1. Using OpenMP in Rcpp
Here we describe some basic examples on the use of OpenMP to parallelise Rcpp code. We assume that the reader has some basic familiarity with OpenMP. If you need a refresher, have a look at these notes from Chris Wood.
Basic examples
The following Rcpp
program simply pauses the system for sec
seconds:
library(Rcpp)
sourceCpp(code = '
#include <unistd.h>
#include <Rcpp.h>
// [[Rcpp::export(wait_a_second)]]
bool wait_a_second(int sec)
{
for(int ii = 0; ii < sec; ii++)
{
sleep(1);
}
return 1;
}
')
system.time( wait_a_second(2) )[3]
## elapsed
## 2
Where sleep
is defined in unistd.h
. The following function uses OpenMP to wait sec
seconds on ncores
in parallel:
sourceCpp(code = '
#include <unistd.h>
#include <Rcpp.h>
// [[Rcpp::plugins(openmp)]]
// [[Rcpp::export(wait_a_second_omp)]]
bool wait_a_second_omp(int sec, int ncores)
{
#if defined(_OPENMP)
#pragma omp parallel num_threads(ncores)
#pragma omp for
#endif
for(int ii = 0; ii < sec; ii++)
{
sleep(1);
}
return 1;
}
')
Note that we used the Rcpp::plugins
attribute to include OpenMP in the compilation of the Rcpp
function.
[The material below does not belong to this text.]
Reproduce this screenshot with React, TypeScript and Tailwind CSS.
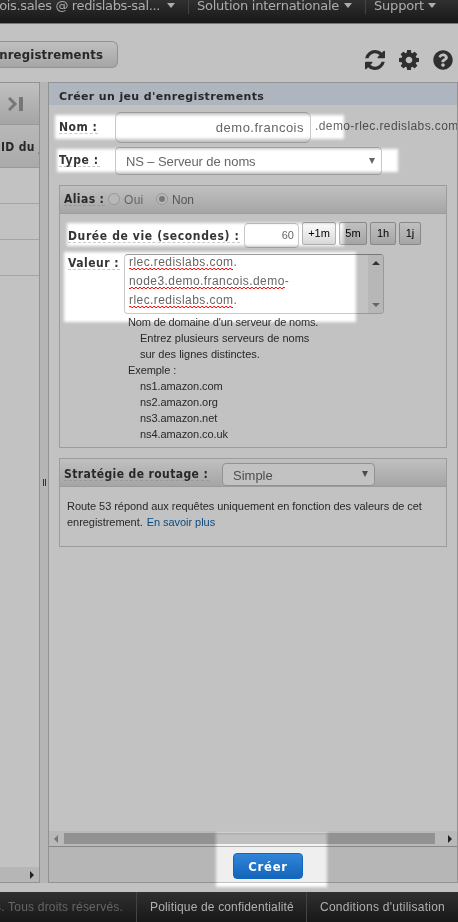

The key OpenMP directives are
#pragma omp parallel num_threads(ncores)
which indicates the beginning of a parallel section, to be executed on ncores
parallel threads, and
#pragma omp for
which tells the compiler that the for
loop can be run in parallel. Let try if this works:
system.time(wait_a_second_omp(4, 1))[3]
## elapsed
## 4
system.time(wait_a_second_omp(4, 4))[3]
## elapsed
## 1.004
system.time(wait_a_second_omp(16, 16))[3]
## elapsed
## 1.002
It seems so! Note that the speed up is linear in the number of threads in this case, because each thread is essentially doing nothing. That is, there is no competition for computing resources (i.e., floating-point processing units). To illustrate that this is generally not the case, let us consider the following Rcpp
function:
sourceCpp(code = '
#include <Rcpp.h>
using namespace Rcpp;
// [[Rcpp::export(allFiniteSeq)]]
bool allFiniteCpp(NumericVector x)
{
size_t n = x.size();
double out = 0;
for(size_t ii = 0; ii < n; ii++)
{
out += x[ii];
}
return R_FINITE(out);
}
')
which returns TRUE
is all the elements of x
are finite, FALSE
otherwise. We can use OpenMP to parallelise it as follows:
sourceCpp(code = '
#include <Rcpp.h>
#include <omp.h>
using namespace Rcpp;
// [[Rcpp::plugins(openmp)]]
// [[Rcpp::export(allFiniteOMP)]]
bool allFiniteOMP(NumericVector x, int ncores)
{
size_t n = x.size();
double out = 0;
NumericVector z(ncores);
#pragma omp parallel num_threads(ncores)
{
int kk = omp_get_thread_num();
#pragma omp for schedule(static)
for(size_t ii = 0; ii < n; ii++)
{
z[kk] += x[ii];
}
}
out = sum(z);
return R_FINITE(out);
}
')
Note that this code:
#pragma omp parallel num_threads(ncores)
marks the beginning of a parallel section of the code, hence the variables declared in this section (e.g, kk
) are private to each parallel thread. This code:
int kk = omp_get_thread_num();
retrieves the ID number of each thread (omp_get_thread_num()
is defined in omp.h
). The rest of the code should be relatively clear.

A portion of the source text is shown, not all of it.